Challenge:
Check each line for the word "that" and give how many have it. Say nothing else.

Web page code records:
____________________

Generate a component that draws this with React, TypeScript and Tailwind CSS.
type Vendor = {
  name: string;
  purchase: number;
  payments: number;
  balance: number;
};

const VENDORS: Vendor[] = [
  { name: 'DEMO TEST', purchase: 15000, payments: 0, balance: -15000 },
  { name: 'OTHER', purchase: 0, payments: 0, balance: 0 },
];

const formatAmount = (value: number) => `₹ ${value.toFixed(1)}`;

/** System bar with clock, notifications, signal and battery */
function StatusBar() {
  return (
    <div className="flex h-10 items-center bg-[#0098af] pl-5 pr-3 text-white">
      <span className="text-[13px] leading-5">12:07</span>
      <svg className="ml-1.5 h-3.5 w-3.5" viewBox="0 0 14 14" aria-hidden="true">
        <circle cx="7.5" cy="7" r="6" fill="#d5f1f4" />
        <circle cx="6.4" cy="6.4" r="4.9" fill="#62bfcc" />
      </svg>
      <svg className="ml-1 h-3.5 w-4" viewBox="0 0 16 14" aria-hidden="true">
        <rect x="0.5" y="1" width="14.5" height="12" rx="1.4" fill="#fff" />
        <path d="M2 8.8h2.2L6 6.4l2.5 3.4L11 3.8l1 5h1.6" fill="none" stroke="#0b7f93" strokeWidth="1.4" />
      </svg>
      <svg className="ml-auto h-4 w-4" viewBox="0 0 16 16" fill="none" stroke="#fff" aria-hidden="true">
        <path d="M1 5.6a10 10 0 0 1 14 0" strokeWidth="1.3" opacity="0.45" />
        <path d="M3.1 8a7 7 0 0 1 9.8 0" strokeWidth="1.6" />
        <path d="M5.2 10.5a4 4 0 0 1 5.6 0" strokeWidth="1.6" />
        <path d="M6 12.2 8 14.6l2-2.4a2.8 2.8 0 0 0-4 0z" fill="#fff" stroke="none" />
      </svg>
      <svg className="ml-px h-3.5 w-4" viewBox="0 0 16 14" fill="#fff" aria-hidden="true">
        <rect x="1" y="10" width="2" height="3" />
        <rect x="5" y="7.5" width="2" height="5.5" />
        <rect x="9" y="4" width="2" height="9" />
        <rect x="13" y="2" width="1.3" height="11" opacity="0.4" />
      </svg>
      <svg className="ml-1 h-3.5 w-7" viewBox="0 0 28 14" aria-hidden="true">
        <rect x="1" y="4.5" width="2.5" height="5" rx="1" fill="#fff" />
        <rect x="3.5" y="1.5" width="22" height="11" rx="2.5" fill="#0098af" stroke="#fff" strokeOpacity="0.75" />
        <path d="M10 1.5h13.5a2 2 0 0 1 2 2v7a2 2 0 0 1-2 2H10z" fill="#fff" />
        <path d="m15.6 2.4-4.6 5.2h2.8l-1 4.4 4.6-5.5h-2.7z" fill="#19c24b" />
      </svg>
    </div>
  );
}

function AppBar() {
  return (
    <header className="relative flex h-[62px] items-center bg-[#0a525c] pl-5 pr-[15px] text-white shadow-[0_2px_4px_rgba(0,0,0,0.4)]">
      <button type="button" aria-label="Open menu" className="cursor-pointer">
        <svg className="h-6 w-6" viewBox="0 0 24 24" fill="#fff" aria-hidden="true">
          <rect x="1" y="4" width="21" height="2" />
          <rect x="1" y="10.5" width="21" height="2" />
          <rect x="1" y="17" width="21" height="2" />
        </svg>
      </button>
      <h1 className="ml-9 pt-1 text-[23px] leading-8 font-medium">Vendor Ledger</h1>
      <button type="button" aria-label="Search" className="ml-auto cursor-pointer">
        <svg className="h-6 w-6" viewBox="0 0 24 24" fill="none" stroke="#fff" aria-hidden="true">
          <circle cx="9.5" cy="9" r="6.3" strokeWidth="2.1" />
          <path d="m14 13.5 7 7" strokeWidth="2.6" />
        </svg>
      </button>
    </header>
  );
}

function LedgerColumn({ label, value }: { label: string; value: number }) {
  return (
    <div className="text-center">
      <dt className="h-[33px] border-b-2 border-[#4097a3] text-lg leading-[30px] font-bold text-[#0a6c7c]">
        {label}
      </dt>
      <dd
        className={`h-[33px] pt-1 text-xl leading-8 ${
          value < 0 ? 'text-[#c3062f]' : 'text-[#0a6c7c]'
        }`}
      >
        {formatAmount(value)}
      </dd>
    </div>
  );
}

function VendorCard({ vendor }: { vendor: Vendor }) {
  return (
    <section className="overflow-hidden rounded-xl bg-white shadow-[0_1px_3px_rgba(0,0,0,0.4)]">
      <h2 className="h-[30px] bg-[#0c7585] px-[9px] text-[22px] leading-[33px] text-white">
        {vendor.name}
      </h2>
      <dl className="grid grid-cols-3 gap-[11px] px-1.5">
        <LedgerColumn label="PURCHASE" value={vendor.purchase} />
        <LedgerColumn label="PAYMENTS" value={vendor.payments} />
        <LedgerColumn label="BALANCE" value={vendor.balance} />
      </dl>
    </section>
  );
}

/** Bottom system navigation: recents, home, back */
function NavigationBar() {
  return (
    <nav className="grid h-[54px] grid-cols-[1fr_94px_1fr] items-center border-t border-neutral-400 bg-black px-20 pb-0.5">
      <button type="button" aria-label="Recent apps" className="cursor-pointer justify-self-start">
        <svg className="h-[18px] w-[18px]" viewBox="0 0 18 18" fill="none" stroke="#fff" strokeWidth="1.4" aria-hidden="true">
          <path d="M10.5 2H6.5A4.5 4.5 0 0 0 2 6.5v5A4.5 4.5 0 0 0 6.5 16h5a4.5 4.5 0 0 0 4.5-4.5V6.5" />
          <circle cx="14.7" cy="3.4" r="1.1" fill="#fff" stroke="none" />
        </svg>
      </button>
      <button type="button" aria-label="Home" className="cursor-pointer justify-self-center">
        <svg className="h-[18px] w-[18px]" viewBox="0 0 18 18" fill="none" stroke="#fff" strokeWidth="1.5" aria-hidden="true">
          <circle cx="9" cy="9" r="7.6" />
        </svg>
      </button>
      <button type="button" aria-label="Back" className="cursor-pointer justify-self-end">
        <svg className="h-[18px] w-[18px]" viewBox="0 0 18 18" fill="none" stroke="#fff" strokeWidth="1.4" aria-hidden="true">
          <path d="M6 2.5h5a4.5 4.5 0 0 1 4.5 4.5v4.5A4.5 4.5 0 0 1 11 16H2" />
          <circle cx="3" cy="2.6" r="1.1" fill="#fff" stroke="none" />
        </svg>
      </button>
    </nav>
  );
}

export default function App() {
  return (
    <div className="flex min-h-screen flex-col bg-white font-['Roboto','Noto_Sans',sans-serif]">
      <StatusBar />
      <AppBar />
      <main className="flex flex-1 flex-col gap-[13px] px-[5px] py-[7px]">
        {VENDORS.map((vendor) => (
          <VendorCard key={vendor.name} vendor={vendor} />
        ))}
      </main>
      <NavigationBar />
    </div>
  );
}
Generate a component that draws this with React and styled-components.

____________________

Answer to the problem:
2